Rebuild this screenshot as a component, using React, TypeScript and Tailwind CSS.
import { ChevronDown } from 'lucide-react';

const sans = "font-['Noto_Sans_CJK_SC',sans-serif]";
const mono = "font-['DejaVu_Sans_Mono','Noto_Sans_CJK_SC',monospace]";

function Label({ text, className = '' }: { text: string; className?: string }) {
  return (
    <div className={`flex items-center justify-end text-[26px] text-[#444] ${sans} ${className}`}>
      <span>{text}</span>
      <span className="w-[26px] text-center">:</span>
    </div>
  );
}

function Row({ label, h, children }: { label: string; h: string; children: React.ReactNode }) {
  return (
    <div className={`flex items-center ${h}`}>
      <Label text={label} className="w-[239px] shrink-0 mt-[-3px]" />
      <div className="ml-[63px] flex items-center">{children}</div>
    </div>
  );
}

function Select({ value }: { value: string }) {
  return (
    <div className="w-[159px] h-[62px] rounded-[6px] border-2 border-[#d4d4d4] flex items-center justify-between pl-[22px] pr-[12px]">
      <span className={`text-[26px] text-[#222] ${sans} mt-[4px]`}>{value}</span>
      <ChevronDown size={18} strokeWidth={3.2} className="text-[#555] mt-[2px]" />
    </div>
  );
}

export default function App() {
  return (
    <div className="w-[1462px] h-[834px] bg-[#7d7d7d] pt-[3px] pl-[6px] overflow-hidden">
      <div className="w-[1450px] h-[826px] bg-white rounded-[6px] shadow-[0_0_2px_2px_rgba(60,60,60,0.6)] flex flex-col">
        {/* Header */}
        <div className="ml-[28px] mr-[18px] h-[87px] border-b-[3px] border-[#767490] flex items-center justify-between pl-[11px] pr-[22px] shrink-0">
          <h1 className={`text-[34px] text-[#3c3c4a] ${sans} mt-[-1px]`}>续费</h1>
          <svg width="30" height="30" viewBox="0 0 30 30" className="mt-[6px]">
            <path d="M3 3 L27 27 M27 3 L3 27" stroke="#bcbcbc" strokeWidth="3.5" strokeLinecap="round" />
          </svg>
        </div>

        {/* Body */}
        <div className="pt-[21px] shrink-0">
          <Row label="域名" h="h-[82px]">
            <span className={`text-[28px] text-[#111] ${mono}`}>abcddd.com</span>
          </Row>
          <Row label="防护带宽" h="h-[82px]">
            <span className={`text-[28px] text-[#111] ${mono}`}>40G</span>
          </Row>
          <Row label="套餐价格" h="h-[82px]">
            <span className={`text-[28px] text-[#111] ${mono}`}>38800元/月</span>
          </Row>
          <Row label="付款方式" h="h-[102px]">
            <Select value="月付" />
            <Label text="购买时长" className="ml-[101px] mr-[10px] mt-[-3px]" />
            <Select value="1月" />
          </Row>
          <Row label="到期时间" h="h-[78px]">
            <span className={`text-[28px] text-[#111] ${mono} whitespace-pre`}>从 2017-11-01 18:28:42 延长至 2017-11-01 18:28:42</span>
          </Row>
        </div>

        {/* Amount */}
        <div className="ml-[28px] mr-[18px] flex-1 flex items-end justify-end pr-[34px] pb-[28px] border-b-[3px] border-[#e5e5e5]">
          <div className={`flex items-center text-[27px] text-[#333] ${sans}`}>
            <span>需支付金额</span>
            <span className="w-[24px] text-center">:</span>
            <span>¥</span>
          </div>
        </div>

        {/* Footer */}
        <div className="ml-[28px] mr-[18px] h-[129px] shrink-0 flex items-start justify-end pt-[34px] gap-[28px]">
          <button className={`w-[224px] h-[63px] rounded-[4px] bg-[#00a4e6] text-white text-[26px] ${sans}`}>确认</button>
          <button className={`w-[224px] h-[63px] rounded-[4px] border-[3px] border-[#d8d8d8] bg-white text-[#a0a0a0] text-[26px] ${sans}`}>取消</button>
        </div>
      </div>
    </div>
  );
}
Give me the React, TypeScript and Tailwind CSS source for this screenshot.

——————

Goal – Print the listing above in full, exactly as it is.

In response –
Rebuild this screenshot as a component, using React, TypeScript and Tailwind CSS.
import { ChevronDown } from 'lucide-react';

const sans = "font-['Noto_Sans_CJK_SC',sans-serif]";
const mono = "font-['DejaVu_Sans_Mono','Noto_Sans_CJK_SC',monospace]";

function Label({ text, className = '' }: { text: string; className?: string }) {
  return (
    <div className={`flex items-center justify-end text-[26px] text-[#444] ${sans} ${className}`}>
      <span>{text}</span>
      <span className="w-[26px] text-center">:</span>
    </div>
  );
}

function Row({ label, h, children }: { label: string; h: string; children: React.ReactNode }) {
  return (
    <div className={`flex items-center ${h}`}>
      <Label text={label} className="w-[239px] shrink-0 mt-[-3px]" />
      <div className="ml-[63px] flex items-center">{children}</div>
    </div>
  );
}

function Select({ value }: { value: string }) {
  return (
    <div className="w-[159px] h-[62px] rounded-[6px] border-2 border-[#d4d4d4] flex items-center justify-between pl-[22px] pr-[12px]">
      <span className={`text-[26px] text-[#222] ${sans} mt-[4px]`}>{value}</span>
      <ChevronDown size={18} strokeWidth={3.2} className="text-[#555] mt-[2px]" />
    </div>
  );
}

export default function App() {
  return (
    <div className="w-[1462px] h-[834px] bg-[#7d7d7d] pt-[3px] pl-[6px] overflow-hidden">
      <div className="w-[1450px] h-[826px] bg-white rounded-[6px] shadow-[0_0_2px_2px_rgba(60,60,60,0.6)] flex flex-col">
        {/* Header */}
        <div className="ml-[28px] mr-[18px] h-[87px] border-b-[3px] border-[#767490] flex items-center justify-between pl-[11px] pr-[22px] shrink-0">
          <h1 className={`text-[34px] text-[#3c3c4a] ${sans} mt-[-1px]`}>续费</h1>
          <svg width="30" height="30" viewBox="0 0 30 30" className="mt-[6px]">
            <path d="M3 3 L27 27 M27 3 L3 27" stroke="#bcbcbc" strokeWidth="3.5" strokeLinecap="round" />
          </svg>
        </div>

        {/* Body */}
        <div className="pt-[21px] shrink-0">
          <Row label="域名" h="h-[82px]">
            <span className={`text-[28px] text-[#111] ${mono}`}>abcddd.com</span>
          </Row>
          <Row label="防护带宽" h="h-[82px]">
            <span className={`text-[28px] text-[#111] ${mono}`}>40G</span>
          </Row>
          <Row label="套餐价格" h="h-[82px]">
            <span className={`text-[28px] text-[#111] ${mono}`}>38800元/月</span>
          </Row>
          <Row label="付款方式" h="h-[102px]">
            <Select value="月付" />
            <Label text="购买时长" className="ml-[101px] mr-[10px] mt-[-3px]" />
            <Select value="1月" />
          </Row>
          <Row label="到期时间" h="h-[78px]">
            <span className={`text-[28px] text-[#111] ${mono} whitespace-pre`}>从 2017-11-01 18:28:42 延长至 2017-11-01 18:28:42</span>
          </Row>
        </div>

        {/* Amount */}
        <div className="ml-[28px] mr-[18px] flex-1 flex items-end justify-end pr-[34px] pb-[28px] border-b-[3px] border-[#e5e5e5]">
          <div className={`flex items-center text-[27px] text-[#333] ${sans}`}>
            <span>需支付金额</span>
            <span className="w-[24px] text-center">:</span>
            <span>¥</span>
          </div>
        </div>

        {/* Footer */}
        <div className="ml-[28px] mr-[18px] h-[129px] shrink-0 flex items-start justify-end pt-[34px] gap-[28px]">
          <button className={`w-[224px] h-[63px] rounded-[4px] bg-[#00a4e6] text-white text-[26px] ${sans}`}>确认</button>
          <button className={`w-[224px] h-[63px] rounded-[4px] border-[3px] border-[#d8d8d8] bg-white text-[#a0a0a0] text-[26px] ${sans}`}>取消</button>
        </div>
      </div>
    </div>
  );
}
Give me the React, TypeScript and Tailwind CSS source for this screenshot.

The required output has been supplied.